Но между тем политика брала свое. Политическое влияние национал-социалистов стало постепенно сказываться и на сфере популярной музыки. В итоге уже в апреле 1933 года в «Артисте» появляется программная статья Артура Хакбаха, который пытался приспособить эстрадную музыку к политическим требованиям нацистов. Он утверждал следующее: «Немецкая революция 1933 года разрушила границы сугубо политического явления». О ней, по мнению автора, нельзя было говорить как о «политическом перевороте», а лишь как о «духовной революционности всего немецкого народа», как о «переоценке всех духовных ценностей». В этой связи искусство более не являлось личным делом отдельного человека, оно должно было быть ориентировано на интересы нации в целом, то есть быть «служанкой при немецком народе и при новом государстве». Данные требования относились и к музыке. Она, музыка, должна была стать «выражением невыражаемого». Она должна была «двигать вперед, поднимать вверх, сплавлять воедино». Данные эмоциональные установки были очень важны для «новой» (читай — национал-социалистической) музыки, которая должна была стать «самим выражением немецкой души».
По мнению Хакбаха, можно было легко отказаться от всего, что было в прошлые годы «безобразного, плохого и излишнего». Но при этом предполагалось ориентироваться не только на запреты, но и предпринимать некоторые «положительные» меры. «Если рекомендовать джазу оставаться в его границах и если искоренить эпидемию шлягеров, то это будут исключительно запретные меры, которые могли быть осуществлены и без национальной революции.

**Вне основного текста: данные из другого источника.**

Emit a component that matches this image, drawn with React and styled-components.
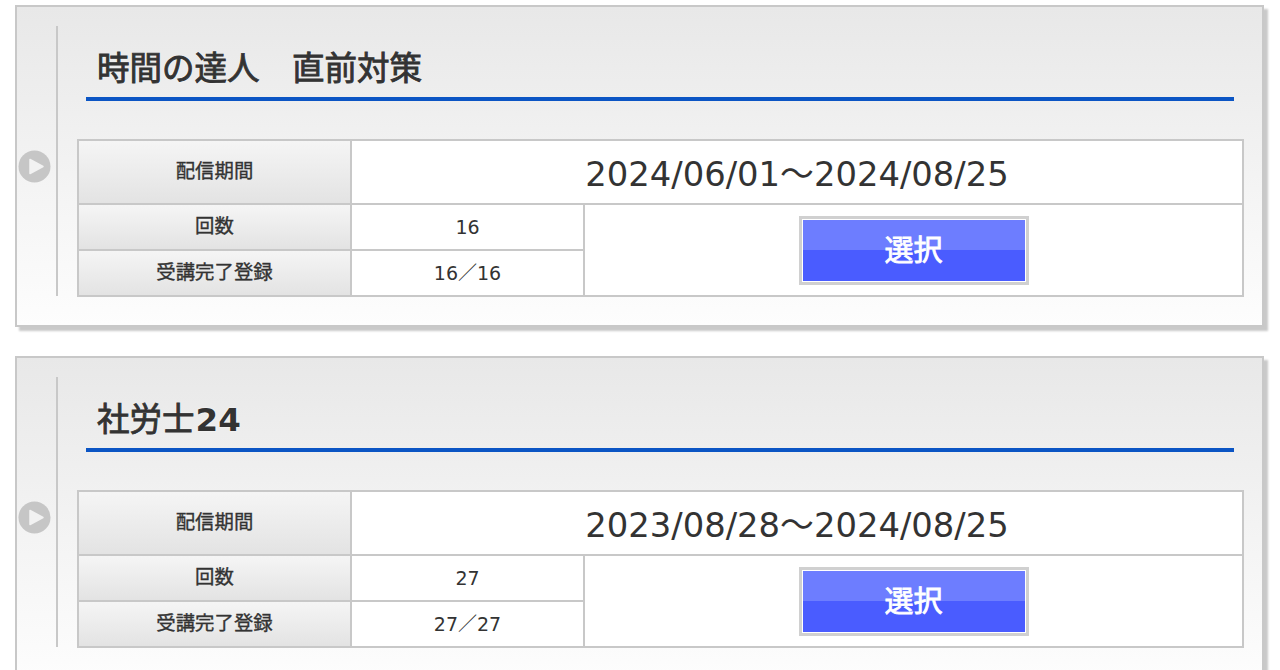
import styled, { createGlobalStyle } from 'styled-components';

const GlobalStyle = createGlobalStyle`
  html, body {
    margin: 0;
    height: 100%;
    overflow: hidden;
    background: #fff;
  }
  body {
    font-family: "DejaVu Sans", "Noto Sans CJK JP", sans-serif;
    color: #333;
  }
`;

const Page = styled.div`
  display: flex;
  flex-direction: column;
  gap: 29px;
  padding: 5px 0 0 15px;
`;

const Card = styled.section`
  box-sizing: border-box;
  width: 1249px;
  height: 322px;
  flex-shrink: 0;
  padding: 19px 19px 0 39px;
  border: 2px solid #c8c8c8;
  background: linear-gradient(#e8e8e8, #fdfdfd);
  box-shadow: 4px 4px 2px #c9c9c9;
`;

const Inner = styled.div`
  position: relative;
  box-sizing: border-box;
  height: 270px;
  padding-left: 19px;
  border-left: 2px solid #c8c8c8;
`;

const Heading = styled.h2`
  box-sizing: border-box;
  height: 75px;
  margin: 0 9px;
  padding: 21px 0 0 11px;
  border-bottom: 4px solid #0b55c4;
  font-family: "DejaVu Sans", "Noto Sans CJK JP", sans-serif;
  font-size: 32.5px;
  font-weight: 400;
  -webkit-text-stroke: 0.9px #333;
  line-height: 44px;
  color: #333;
  text-shadow: 0 0 2px #fff;
  white-space: pre;
`;

const HeadingSuffix = styled.span`
  margin-left: 1px;
  font-weight: 700;
  -webkit-text-stroke: 0;
`;

const Marker = styled.svg`
  position: absolute;
  left: -40px;
  top: 124px;
  width: 33px;
  height: 33px;
`;

const Schedule = styled.table`
  box-sizing: border-box;
  width: 1167px;
  margin-top: 38px;
  border-collapse: collapse;
  table-layout: fixed;
  background: #fff;
`;

const Label = styled.th`
  height: ${(p) => p.$height}px;
  padding: 0 0 4px;
  box-sizing: content-box;
  border: 2px solid #c8c8c8;
  background: linear-gradient(#f5f5f5, #e3e3e3);
  font-family: "Noto Sans CJK JP", sans-serif;
  font-size: 19.4px;
  font-weight: 400;
  line-height: 24px;
  -webkit-text-stroke: 0.35px #333;
  color: #333;
`;

const Value = styled.td`
  padding: 0;
  border: 2px solid #c8c8c8;
  text-align: center;
  font-size: 19px;
  line-height: 22px;
  color: #333;
`;

const Period = styled(Value)`
  padding-top: 6px;
  font-size: 33.8px;
  line-height: 40px;
`;

const SelectButton = styled.button`
  display: block;
  box-sizing: border-box;
  width: 230px;
  height: 69px;
  margin: 0 auto;
  padding: 0 0 4px;
  border: 3px solid #d0d0d0;
  outline: 1px solid #fff;
  outline-offset: -4px;
  background: linear-gradient(#6d7dff 0 50%, #4a5cff 50% 100%);
  font-family: "Noto Sans CJK JP", sans-serif;
  font-size: 29px;
  font-weight: 400;
  -webkit-text-stroke: 0.8px #fff;
  color: #fff;
`;

const courses = [
  { title: '時間の達人　直前対策', period: '2024/06/01～2024/08/25', count: '16', done: '16／16' },
  { title: '社労士', suffix: '24', period: '2023/08/28～2024/08/25', count: '27', done: '27／27' },
];

function CourseCard({ title, suffix, period, count, done }) {
  return (
    <Card>
      <Inner>
        <Heading>
          {title}
          {suffix && <HeadingSuffix>{suffix}</HeadingSuffix>}
        </Heading>
        <Marker viewBox="0 0 33 33">
          <circle cx="16.5" cy="16.5" r="16" fill="#c6c6c6" />
          <path d="M12 9.5 L25 16.5 L12 23.5 Z" fill="#f2f2f2" stroke="#f2f2f2" strokeWidth="1.5" strokeLinejoin="round" />
        </Marker>
        <Schedule>
          <colgroup>
            <col width="273" />
            <col width="233" />
            <col />
          </colgroup>
          <tbody>
            <tr>
              <Label $height={58}>配信期間</Label>
              <Period colSpan={2}>{period}</Period>
            </tr>
            <tr>
              <Label $height={40}>回数</Label>
              <Value>{count}</Value>
              <Value rowSpan={2}>
                <SelectButton>選択</SelectButton>
              </Value>
            </tr>
            <tr>
              <Label $height={40}>受講完了登録</Label>
              <Value>{done}</Value>
            </tr>
          </tbody>
        </Schedule>
      </Inner>
    </Card>
  );
}

export default function App() {
  return (
    <>
      <GlobalStyle />
      <Page>
        {courses.map((course) => (
          <CourseCard key={course.title} {...course} />
        ))}
      </Page>
    </>
  );
}
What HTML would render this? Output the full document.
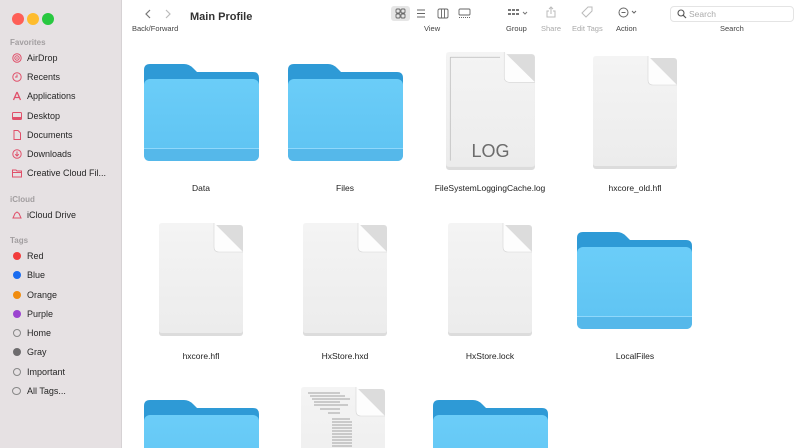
<!DOCTYPE html>
<html style="width:800px;height:448px;overflow:hidden"><head><meta charset="utf-8"><style>
*{margin:0;padding:0;box-sizing:border-box}
body{width:800px;height:448px;overflow:hidden;background:#fff;font-family:"Liberation Sans",sans-serif;position:relative}
#side{position:absolute;left:0;top:0;width:122px;height:448px;background:#e6e1e3;border-right:1px solid #d6d2d4}
.dot{position:absolute;top:13px;width:12px;height:12px;border-radius:50%}
.sh{position:absolute;left:10px;font-size:8px;color:#a29ea0;font-weight:bold}
.si{position:absolute;left:27px;font-size:9px;color:#262626}
.ic{position:absolute;left:12px;width:10px;height:10px}
.tg{position:absolute;left:13px;width:8px;height:8px;border-radius:50%}
.a{position:absolute}
.lbl{position:absolute;font-size:8.5px;color:#222;text-align:center;width:160px}
.tb{position:absolute;font-size:7.5px;color:#444;text-align:center}
</style></head><body>
<div id="side">
<div class="dot" style="left:12px;background:#fe5f57"></div>
<div class="dot" style="left:27px;background:#febc2e"></div>
<div class="dot" style="left:42px;background:#28c840"></div>
<div class="sh" style="top:38px">Favorites</div>
<svg class="ic" style="top:53px" viewBox="0 0 10 10"><circle cx="5" cy="5" r="4.2" fill="none" stroke="#e0506a" stroke-width="1"/><circle cx="5" cy="5" r="2.2" fill="none" stroke="#e0506a" stroke-width="1"/><circle cx="5" cy="5" r=".8" fill="#e0506a"/></svg><div class="si" style="top:53px">AirDrop</div>
<svg class="ic" style="top:72px" viewBox="0 0 10 10"><circle cx="5" cy="5" r="4.2" fill="none" stroke="#e0506a"/><path d="M5 2.5V5H3" fill="none" stroke="#e0506a"/></svg><div class="si" style="top:72px">Recents</div>
<svg class="ic" style="top:91px" viewBox="0 0 10 10"><path d="M5 1L1.5 9M5 1L8.5 9M2 6.5H8" fill="none" stroke="#e0506a" stroke-width="1.3"/></svg><div class="si" style="top:91px">Applications</div>
<svg class="ic" style="top:111px" viewBox="0 0 10 10"><rect x=".5" y="1.5" width="9" height="7" rx="1" fill="none" stroke="#e0506a"/><rect x="1" y="6" width="8" height="2" fill="#e0506a"/></svg><div class="si" style="top:111px">Desktop</div>
<svg class="ic" style="top:130px" viewBox="0 0 10 10"><path d="M2 .5H6L8.5 3V9.5H2Z" fill="none" stroke="#e0506a"/></svg><div class="si" style="top:130px">Documents</div>
<svg class="ic" style="top:149px" viewBox="0 0 10 10"><circle cx="5" cy="5" r="4.2" fill="none" stroke="#e0506a"/><path d="M5 2.5V7M3.2 5.3L5 7L6.8 5.3" fill="none" stroke="#e0506a"/></svg><div class="si" style="top:149px">Downloads</div>
<svg class="ic" style="top:168px" viewBox="0 0 10 10"><path d="M.5 2H4L5 3H9.5V9H.5Z M.5 4.5H9.5" fill="none" stroke="#e0506a"/></svg><div class="si" style="top:168px">Creative Cloud Fil...</div>
<div class="sh" style="top:195px">iCloud</div>
<svg class="ic" style="top:210px" viewBox="0 0 10 10"><path d="M1 8H9L7 3.5L5 2L3 3.5Z" fill="none" stroke="#e0506a"/></svg><div class="si" style="top:210px">iCloud Drive</div>
<div class="sh" style="top:236px">Tags</div>
<div class="tg" style="top:252px;background:#f23c3c"></div><div class="si" style="top:251px">Red</div>
<div class="tg" style="top:271px;background:#1a6cf0"></div><div class="si" style="top:270px">Blue</div>
<div class="tg" style="top:291px;background:#f08c10"></div><div class="si" style="top:290px">Orange</div>
<div class="tg" style="top:310px;background:#9c44d0"></div><div class="si" style="top:309px">Purple</div>
<div class="tg" style="top:329px;border:1px solid #888"></div><div class="si" style="top:328px">Home</div>
<div class="tg" style="top:348px;background:#6e6c6e"></div><div class="si" style="top:347px">Gray</div>
<div class="tg" style="top:368px;border:1px solid #888"></div><div class="si" style="top:367px">Important</div>
<div class="tg" style="top:387px;border:1px solid #888;width:9px;left:12px"></div><div class="si" style="top:386px">All Tags...</div>
</div>
<svg class="a" style="left:144px;top:9px" width="30" height="10" viewBox="0 0 30 10"><path d="M6 1L2 5L6 9" fill="none" stroke="#777" stroke-width="1.2"/><path d="M22 1L26 5L22 9" fill="none" stroke="#bbb" stroke-width="1.2"/></svg>
<div class="tb" style="left:132px;top:24px">Back/Forward</div>
<div class="a" style="left:190px;top:11px;font-size:11px;font-weight:bold;color:#333">Main Profile</div>
<div class="a" style="left:391px;top:6px;width:19px;height:15px;background:#e6e6e6;border-radius:3px"></div>
<svg class="a" style="left:395px;top:8px" width="90" height="11" viewBox="0 0 90 11"><g fill="none" stroke="#666" stroke-width=".9"><rect x="1" y="1" width="4" height="4" rx="1"/><rect x="6" y="1" width="4" height="4" rx="1"/><rect x="1" y="6" width="4" height="4" rx="1"/><rect x="6" y="6" width="4" height="4" rx="1"/><path d="M22 2H30M22 5.5H30M22 9H30"/><rect x="43" y="1" width="10" height="9" rx="1.5"/><path d="M46.5 1V10M49.5 1V10"/><rect x="64" y="1" width="11" height="6" rx="1"/><path d="M64 9.5H75" stroke-dasharray="1 1"/></g></svg>
<div class="tb" style="left:424px;top:24px">View</div>
<svg class="a" style="left:507px;top:8px" width="24" height="11" viewBox="0 0 24 11"><g fill="#777"><rect x="1" y="1" width="3" height="2"/><rect x="5" y="1" width="3" height="2"/><rect x="9" y="1" width="3" height="2"/><rect x="1" y="5" width="3" height="2"/><rect x="5" y="5" width="3" height="2"/><rect x="9" y="5" width="3" height="2"/></g><path d="M16 4L18 6L20 4" fill="none" stroke="#777"/></svg>
<div class="tb" style="left:506px;top:24px">Group</div>
<svg class="a" style="left:546px;top:6px" width="10" height="12" viewBox="0 0 10 12"><path d="M3 5H1V11H9V5H7M5 1V8M3 3L5 1L7 3" fill="none" stroke="#bbb"/></svg>
<div class="tb" style="left:541px;top:24px;color:#aaa">Share</div>
<svg class="a" style="left:581px;top:6px" width="12" height="12" viewBox="0 0 12 12"><path d="M7 1H11V5L5 11L1 7Z" fill="none" stroke="#bbb"/></svg>
<div class="tb" style="left:572px;top:24px;color:#aaa">Edit Tags</div>
<svg class="a" style="left:618px;top:7px" width="22" height="11" viewBox="0 0 22 11"><circle cx="5.5" cy="5.5" r="4.5" fill="none" stroke="#666"/><path d="M3.5 5.5H7.5" stroke="#666"/><path d="M14 4L16 6L18 4" fill="none" stroke="#666"/></svg>
<div class="tb" style="left:616px;top:24px">Action</div>
<div class="a" style="left:670px;top:6px;width:124px;height:16px;border:1px solid #e4e4e4;border-radius:4px;background:#fff"></div>
<svg class="a" style="left:677px;top:9px" width="10" height="10" viewBox="0 0 10 10"><circle cx="4" cy="4" r="3" fill="none" stroke="#555" stroke-width="1.1"/><path d="M6.2 6.2L9 9" stroke="#555" stroke-width="1.2"/></svg>
<div class="a" style="left:689px;top:9px;font-size:8.5px;color:#aaa">Search</div>
<div class="tb" style="left:720px;top:24px">Search</div>

<svg width="0" height="0" style="position:absolute"><defs>
<linearGradient id="fb" x1="0" y1="0" x2="0" y2="1"><stop offset="0" stop-color="#6bcdf8"/><stop offset="1" stop-color="#5ec3f2"/></linearGradient>
<linearGradient id="pg" x1="0" y1="0" x2="0" y2="1"><stop offset="0" stop-color="#f4f4f4"/><stop offset="1" stop-color="#ececec"/></linearGradient>
<symbol id="fold" viewBox="0 0 115 97"><path d="M0 6Q0 0 6 0H40Q45 0 49 4L53 8H109Q115 8 115 14V50H0Z" fill="#2e9ad6"/><rect x="0" y="15" width="115" height="82" rx="6" fill="url(#fb)"/><rect x="0" y="84" width="115" height="1" fill="#8fd8fb"/><path d="M0 85H115V91Q115 97 109 97H6Q0 97 0 91Z" fill="#55b8ea"/></symbol>
<symbol id="doc" viewBox="0 0 86 113"><rect x="1" y="2" width="84" height="111" rx="3" fill="#dcdcdc"/><path d="M4 0H56L85 29V107Q85 110 82 110H4Q1 110 1 107V3Q1 0 4 0Z" fill="url(#pg)"/><path d="M56 0V24Q56 29 61 29H85Z" fill="#fdfdfd"/><path d="M56 0V24Q56 29 61 29H85" fill="none" stroke="#d6d6d6" stroke-width=".6"/></symbol>
</defs></svg>

<svg class="a" style="left:144px;top:64px" width="115" height="97"><use href="#fold"/></svg>
<svg class="a" style="left:288px;top:64px" width="115" height="97"><use href="#fold"/></svg>
<svg class="a" style="left:445px;top:52px" width="91" height="118" viewBox="0 0 86 113" preserveAspectRatio="none"><use href="#doc" width="86" height="113"/><path d="M5 5V104M5 5H52" stroke="#bbb" stroke-width=".7"/></svg>
<div class="a" style="left:445px;top:141px;width:91px;text-align:center;font-size:18px;color:#6c6c6c">LOG</div>
<svg class="a" style="left:592px;top:56px" width="86" height="113"><use href="#doc"/></svg>

<svg class="a" style="left:158px;top:223px" width="86" height="113"><use href="#doc"/></svg>
<svg class="a" style="left:302px;top:223px" width="86" height="113"><use href="#doc"/></svg>
<svg class="a" style="left:447px;top:223px" width="86" height="113"><use href="#doc"/></svg>
<svg class="a" style="left:577px;top:232px" width="115" height="97"><use href="#fold"/></svg>

<svg class="a" style="left:144px;top:400px" width="115" height="48"><use href="#fold" width="115" height="97"/></svg>
<svg class="a" style="left:300px;top:387px" width="90" height="61"><use href="#doc" width="86" height="113"/><g stroke="#888" stroke-width=".7"><path d="M8 6H40M10 9H45M12 12H50M14 15H40M14 18H48M20 22H40M28 26H40"/><path d="M32 32H50M32 35H52M32 38H52M32 41H52M32 44H52M32 47H52M32 50H52M32 53H52M32 56H52M32 59H52"/></g></svg>
<svg class="a" style="left:433px;top:400px" width="115" height="48"><use href="#fold" width="115" height="97"/></svg>

<div class="lbl" style="left:121px;top:183px">Data</div>
<div class="lbl" style="left:265px;top:183px">Files</div>
<div class="lbl" style="left:410px;top:183px">FileSystemLoggingCache.log</div>
<div class="lbl" style="left:555px;top:183px">hxcore_old.hfl</div>
<div class="lbl" style="left:121px;top:351px">hxcore.hfl</div>
<div class="lbl" style="left:265px;top:351px">HxStore.hxd</div>
<div class="lbl" style="left:410px;top:351px">HxStore.lock</div>
<div class="lbl" style="left:555px;top:351px">LocalFiles</div>
</body></html>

Она же предполагает осуществление продуктивных мероприятий». Как видим, в немецком обществе наличествовало ожидание «положительного эффекта» в сфере искусства от «национальной революции». При этом автор статьи указывал на то, что в тот момент из «отечественной» (синоним — консервативно-националистической) музыки выгоды пытались извлечь лишь «конъюнктурщики». В качестве примера подобного музыкального ширпотреба приводились случаи, когда в винных и пивных погребках исполнялись попурри из музыкальных шлягеров, которые перемежались вставками из «Хорст Весселя» и национального гимна Германии («Германия превыше всего»). «Банальный и пошлый буржуазный ура-патриотизм опьянен звуками фанфар, но ритмы маршей нового национализма разрушат эти музыкальные условности».